# Humboldt County "Reggae n the River" Reggae Rising



## Jamrock (Jul 19, 2007)

Is anyone going to Reggae Rising in Humboldt County Cali?

Reggae Rising Music Festival - Humboldt County California - August 2007

Jamrock


----------



## HighPhi (Jul 19, 2007)

if i had the money to fly there i would love to. 
tell me how it goes.


----------



## Jamrock (Aug 7, 2007)

It was fantastic!

I was given enouhg free nute that I had to get another suitcase!
I had a chance to talk to Ed Rosenthal.

I hung out with the guys from Hydro Pacific store. It seemed evcerytoine wanted to she the people in the tent what they had grown and how great there smoke was!

I memorable ones were "strawberry cream and Grape Ape"

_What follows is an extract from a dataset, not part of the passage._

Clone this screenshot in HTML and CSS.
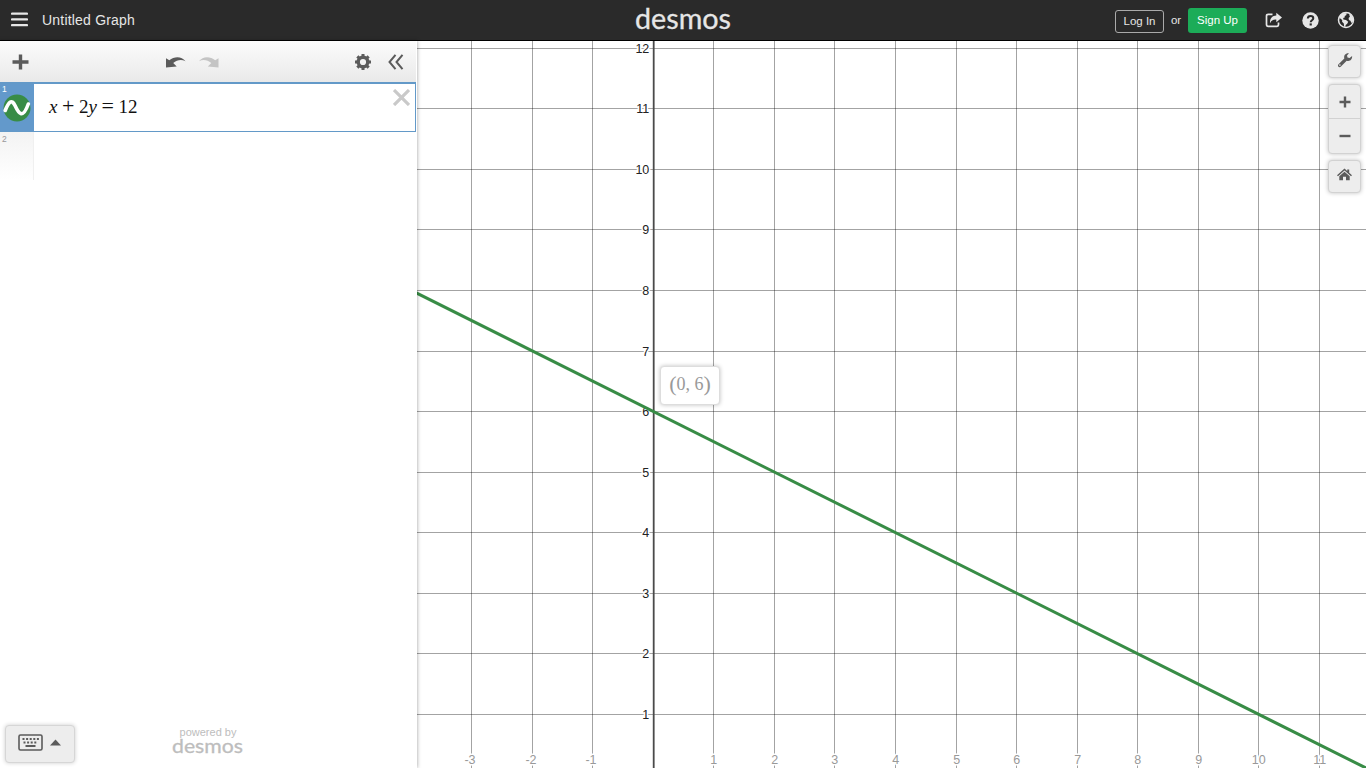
FILE: index.html
```
<!DOCTYPE html>
<html lang="en">
<head>
    <meta charset="UTF-8">
    <meta name="viewport" content="width=device-width, initial-scale=1.0">
    <title>Untitled Graph</title>
    <link rel="stylesheet" href="styles.css">
</head>
<body>
    <header class="header">
        <div class="header-left">
            <svg class="menu-icon" width="17" height="15" viewBox="0 0 17 15"><path d="M1 1.7h15M1 7.4h15M1 13.1h15" stroke="#e6e6e6" stroke-width="2.2" stroke-linecap="round"/></svg>
            <span class="graph-title">Untitled Graph</span>
        </div>
        <svg class="logo" width="98" height="40" viewBox="0 0 98 40"><text x="1" y="28.5" textLength="96" lengthAdjust="spacingAndGlyphs">desmos</text></svg>
        <div class="header-right">
            <button class="login">Log In</button>
            <span class="or">or</span>
            <button class="signup">Sign Up</button>
            <svg class="share-icon" width="18" height="16" viewBox="0 0 18 16">
                <path d="M7.5 2.3H3.2Q1.500 2.300 1.500 4v8.600q0 1.700 1.700 1.700h8.600q1.700 0 1.700-1.700v-2" fill="none" stroke="#e6e6e6" stroke-width="1.700"/>
                <path d="M11.300 0.800L17 5.500l-5.700 4.800V7.600C8 7.400 6.300 8.500 5 11.300 4.700 6.800 7 3.600 11.300 3.400z" fill="#e6e6e6"/>
            </svg>
            <svg class="help-icon" width="17" height="17" viewBox="0 0 17 17">
                <circle cx="8.500" cy="8.500" r="8.200" fill="#e6e6e6"/>
                <path d="M5.800 6.500C5.900 4.700 7 4 8.500 4s2.800.8 2.800 2.300c0 1.900-2.600 1.900-2.600 3.900" fill="none" stroke="#2a2a2a" stroke-width="2"/>
                <rect x="7.600" y="11.400" width="2.200" height="2.100" fill="#2a2a2a"/>
            </svg>
            <svg class="globe-icon" width="18" height="18" viewBox="0 0 18 18">
                <circle cx="9" cy="9" r="7.500" fill="none" stroke="#e6e6e6" stroke-width="1.500"/>
                <path d="M3 4.500L6.500 2l3.300.3-.6 1.900-1.600.7.300 1.300-1.700.8.200 1.500 2.600.4 2.200 1.800-1 2-1.500 1.300-.5 2.300-1.100-.7-.3-3.200-1.700-1.700.1-1.700L3 7.200zM12 3l2.500 1.400 1.600 3-.1 3.100-1.500 1.600-1.100-2.300-1.500-.7-.3-2.200 1.300-1.200z" fill="#e6e6e6"/>
            </svg>
        </div>
    </header>

    <main class="main">
        <aside class="sidebar">
            <div class="toolbar">
                <svg class="add-icon" width="17" height="16" viewBox="0 0 17 16"><path d="M8.500 0.500v15M0.500 8h16" stroke="#5b5b5b" stroke-width="3.400"/></svg>
                <svg class="undo-icon" width="20" height="13" viewBox="0 0 20 13"><path d="M0 2.300l3.300 2C8 .2 15.500-.3 19.500 5.200 15.500 3.200 11 3.800 7.200 7l3.500 3.600L0 11.500z" fill="#5b5b5b"/></svg>
                <svg class="redo-icon" width="20" height="13" viewBox="0 0 20 13"><path d="M19.500 2.300l-3.300 2C11.500.2 4-.3 0 5.200 4 3.200 8.500 3.800 12.300 7l-3.500 3.600 10.700.9z" fill="#c4c4c4"/></svg>
                <svg class="gear-icon" width="18" height="18" viewBox="0 0 18 18">
                    <circle cx="9" cy="9" r="4.800" fill="none" stroke="#5b5b5b" stroke-width="3.400"/>
                    <path d="M9 1v3M9 14v3M1 9h3M14 9h3M3.350 3.350l2 2M12.650 12.650l2 2M3.350 14.650l2-2M12.650 5.350l2-2" stroke="#5b5b5b" stroke-width="3"/>
                </svg>
                <svg class="collapse-icon" width="16" height="16" viewBox="0 0 16 16"><path d="M7.500 .8L1.500 8l6 7.200M14.500.8L8.500 8l6 7.200" fill="none" stroke="#5b5b5b" stroke-width="2"/></svg>
            </div>

            <div class="expression selected">
                <div class="tab">
                    <span class="index">1</span>
                    <svg class="curve-icon" width="28" height="28" viewBox="0 0 28 28">
                        <circle cx="14" cy="14" r="13.500" fill="#388c46"/>
                        <path d="M2.200 16.500C5.500 8 8.500 4.500 12 11.500 15.500 19 19.500 26 25.300 10" fill="none" stroke="#fff" stroke-width="3.600" stroke-linecap="round"/>
                    </svg>
                </div>
                <div class="math"><i>x</i><span class="op">+</span>2<i>y</i><span class="op">=</span>12</div>
                <svg class="close-icon" width="17" height="17" viewBox="0 0 17 17"><path d="M1 1l15 15M16 1L1 16" stroke="#c9c9c9" stroke-width="3.200"/></svg>
            </div>
            <div class="expression empty">
                <div class="tab"><span class="index">2</span></div>
            </div>

            <div class="sidebar-footer">
                <button class="keypad">
                    <svg width="25" height="17" viewBox="0 0 25 17">
                        <rect x="1" y="1" width="23" height="15" rx="1.500" fill="none" stroke="#5b5b5b" stroke-width="1.600"/>
                        <path d="M4.500 5h17M5.500 8.500h14" stroke="#5b5b5b" stroke-width="2" stroke-dasharray="2 1.600"/>
                        <path d="M7.500 12h10" stroke="#5b5b5b" stroke-width="2"/>
                    </svg>
                    <svg width="11" height="7" viewBox="0 0 11 7"><path d="M0 6.500L5.500 .5l5.500 6z" fill="#5b5b5b"/></svg>
                </button>
                <div class="powered">
                    <span>powered by</span>
                    <svg class="logo small" width="72" height="22" viewBox="0 0 72 22"><text x="0" y="14.500" textLength="71" lengthAdjust="spacingAndGlyphs">desmos</text></svg>
                </div>
            </div>
        </aside>

        <section class="graph">
            <svg id="grapher" width="949" height="727" viewBox="417 41 949 727">
                <g id="grid"></g>
                <line class="axis" x1="653.700" y1="41" x2="653.700" y2="768"/>
                <g id="labels"></g>
                <path class="curve" d="M411 290.250L1371 770.500"/>
            </svg>
            <div class="point-label"><span class="paren">(</span>0, 6<span class="paren">)</span></div>
            <div class="controls">
                <button class="control">
                    <svg width="16" height="16" viewBox="0 0 16 16"><path d="M1.300 12.400l6-6C6.500 3.300 8.700.7 12 1.200L10 3.500l.5 2 2.100.6 2.500-2C15.400 7.500 13 9.800 9.700 8.800l-6 6c-1.600 1.200-3.600-.8-2.400-2.400z" fill="#5b5b5b"/><circle cx="2.900" cy="13.100" r=".8" fill="#ededed"/></svg>
                </button>
                <div class="zoom">
                    <button><svg width="12" height="12" viewBox="0 0 12 12"><path d="M6 .5v11M.5 6h11" stroke="#5b5b5b" stroke-width="2.400"/></svg></button>
                    <button><svg width="12" height="12" viewBox="0 0 12 12"><path d="M.5 6h11" stroke="#5b5b5b" stroke-width="2.400"/></svg></button>
                </div>
                <button class="control">
                    <svg width="15" height="13" viewBox="0 0 15 13"><path d="M7.500.5l2.700 2.400V1.500h2v3.200L15 7.200l-1 1L7.500 2.600 1 8.200l-1-1z" fill="#5b5b5b"/><path d="M2.300 8.200l5.200-4.500 5.200 4.500v4H9V8.800H6v3.400H2.300z" fill="#5b5b5b"/></svg>
                </button>
            </div>
        </section>
    </main>

    <script>
        const originX = 653.2;
        const originY = 775;
        const unit = 60.57;
        let lines = '';
        let labels = '';

        for (let i = -3; i <= 11; i++) {
            if (i === 0) continue;
            const x = Math.floor(originX + i * unit) + 0.5;
            lines += `<line x1="${x}" y1="41" x2="${x}" y2="768"/>`;
            labels += `<text class="x-label" x="${i < 0 ? x - 1.5 : x + 0.3}" y="763.5">${i}</text>`;
        }

        for (let i = 1; i <= 12; i++) {
            const y = Math.floor(originY - i * unit) + 0.5;
            lines += `<line x1="417" y1="${y}" x2="1366" y2="${y}"/>`;
            labels += `<text class="y-label" x="649.3" y="${y + 4}">${i}</text>`;
        }

        document.getElementById('grid').innerHTML = lines;
        document.getElementById('labels').innerHTML = labels;
    </script>
</body>
</html>
```
FILE: styles.css
```
* {
    box-sizing: border-box;
}

body {
    margin: 0;
    height: 100vh;
    overflow: hidden;
    display: flex;
    flex-direction: column;
    font-family: "Liberation Sans", Arial, sans-serif;
    background: #fff;
}

svg {
    display: block;
    flex-shrink: 0;
}

button {
    font-family: inherit;
    padding: 0;
    margin: 0;
}

.header {
    height: 41px;
    flex-shrink: 0;
    display: grid;
    grid-template-columns: 1fr 98px 1fr;
    background: #2a2a2a;
    border-bottom: 1px solid #000;
    color: #e6e6e6;
}

.header-left {
    display: flex;
    align-items: center;
    padding: 0 0 1px 11px;
    gap: 14px;
}

.graph-title {
    font-size: 14px;
    letter-spacing: 0.2px;
}

.logo {
    overflow: visible;
    font-family: Lato, sans-serif;
    font-size: 28px;
    fill: #e6e6e6;
    stroke: #e6e6e6;
    stroke-width: 0.3px;
}

.header-right {
    display: flex;
    align-items: center;
    justify-content: flex-end;
    padding-right: 11px;
}

.login {
    width: 49px;
    height: 23px;
    margin-top: 2px;
    background: none;
    border: 1px solid #aaa;
    border-radius: 3px;
    color: #e6e6e6;
    font-size: 11.5px;
}

.or {
    width: 24px;
    text-align: center;
    font-size: 11.5px;
}

.signup {
    width: 59px;
    height: 25px;
    margin-top: 1px;
    padding-bottom: 1px;
    background: #1cac58;
    border: none;
    border-radius: 3px;
    color: #fff;
    font-size: 11.5px;
}

.share-icon {
    margin-left: 18px;
}

.help-icon {
    margin-left: 19px;
}

.globe-icon {
    margin-left: 18px;
}

.main {
    flex: 1;
    display: flex;
    min-height: 0;
}

.sidebar {
    width: 417px;
    padding-right: 1px;
    flex-shrink: 0;
    display: flex;
    flex-direction: column;
    background: #fff;
    box-shadow: 0 0 4px rgba(0, 0, 0, 0.4);
    z-index: 1;
}

.toolbar {
    height: 41px;
    display: flex;
    align-items: center;
    padding: 1px 12px 0 12px;
    background: linear-gradient(#fcfcfc, #e9e9e9);
}

.undo-icon {
    margin-left: 137px;
}

.redo-icon {
    margin-left: 13px;
}

.gear-icon {
    margin-left: auto;
    margin-right: 16px;
}

.expression {
    display: flex;
}

.tab {
    width: 34px;
    flex-shrink: 0;
}

.index {
    display: block;
    padding-left: 2px;
    font-size: 8.5px;
    line-height: 10px;
}

.selected {
    height: 50px;
    border: 1px solid #6399c8;
    border-top-width: 2px;
    border-left: none;
}

.selected .tab {
    background: #6399cb;
    color: #fff;
}

.curve-icon {
    margin-left: 3px;
}

.math {
    flex: 1;
    padding: 12px 0 0 15px;
    font-family: "Liberation Serif", "Times New Roman", serif;
    font-size: 19px;
    line-height: 22px;
    color: #111;
}

.math .op {
    display: inline-block;
    width: 21.5px;
    text-align: center;
    font-size: 22px;
    line-height: 20px;
}

.close-icon {
    margin: 5px 5px 0 0;
}

.empty .tab {
    height: 48px;
    padding-top: 2px;
    background: linear-gradient(#f3f3f3, #fff);
    border-right: 1px solid #f0f0f0;
    color: #999;
}

.sidebar-footer {
    margin-top: auto;
    display: flex;
    align-items: flex-end;
    padding: 0 0 5px 5px;
}

.keypad {
    display: flex;
    align-items: center;
    gap: 7px;
    width: 70px;
    height: 38px;
    padding: 0 0 4px 12px;
    background: #ededed;
    border: 1px solid #d6d6d6;
    border-radius: 4px;
    box-shadow: 0 0 4px rgba(0, 0, 0, 0.2);
}

.powered {
    margin-left: 97px;
    margin-bottom: 3px;
    width: 72px;
    text-align: center;
    font-size: 11px;
    line-height: 12px;
    color: #bdbdbd;
}

.logo.small {
    font-size: 20px;
    fill: #bdbdbd;
    stroke: #bdbdbd;
}

.graph {
    position: relative;
    flex: 1;
}

#grid line {
    stroke: #000;
    stroke-opacity: 0.36;
    stroke-width: 1;
}

.axis {
    stroke: #4a4a4a;
    stroke-width: 1.8;
}

#labels text {
    font-size: 12.5px;
    stroke: #fff;
    stroke-width: 3px;
    stroke-linejoin: round;
    paint-order: stroke;
}

.x-label {
    text-anchor: middle;
    fill: #999;
}

.y-label {
    text-anchor: end;
    fill: #222;
}

.curve {
    fill: none;
    stroke: #388c46;
    stroke-width: 3;
}

.point-label {
    position: absolute;
    left: 243px;
    top: 325px;
    width: 60px;
    height: 39px;
    padding-bottom: 3px;
    display: flex;
    align-items: center;
    justify-content: center;
    background: #fff;
    border: 1px solid #ddd;
    border-radius: 4px;
    box-shadow: 0 0 4px rgba(0, 0, 0, 0.25);
    font-family: "Liberation Serif", "Times New Roman", serif;
    font-size: 18px;
    color: #999;
}

.paren {
    font-size: 22px;
}

.controls {
    position: absolute;
    top: 4px;
    right: 5px;
    width: 33px;
    display: flex;
    flex-direction: column;
    gap: 6px;
}

.control,
.zoom {
    background: #ededed;
    border: 1px solid #d2d2d2;
    border-radius: 4px;
    box-shadow: 0 0 4px rgba(0, 0, 0, 0.25);
}

.control {
    display: flex;
    align-items: center;
    justify-content: center;
    height: 33px;
    padding-bottom: 4px;
}

.zoom {
    height: 70px;
    display: flex;
    flex-direction: column;
}

.zoom button {
    height: 33px;
    display: flex;
    align-items: center;
    justify-content: center;
    background: none;
    border: none;
}

.zoom button + button {
    height: 35px;
    border-top: 1px solid #d2d2d2;
}
```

I will definitey go back again
Jamrock


----------



## reeffermadness (Aug 8, 2007)

damn ed rosenthal my fucking idol!!!! i need to go to humboldt!


----------



## Pool (Aug 8, 2007)

reeffermadness said:


> i need to go to humboldt!


Don't we all


----------



## Jamrock (Aug 8, 2007)

There was a cute chick who had on the t-shirt that said

"GOT PURPLE"

love that.

Jamrock


----------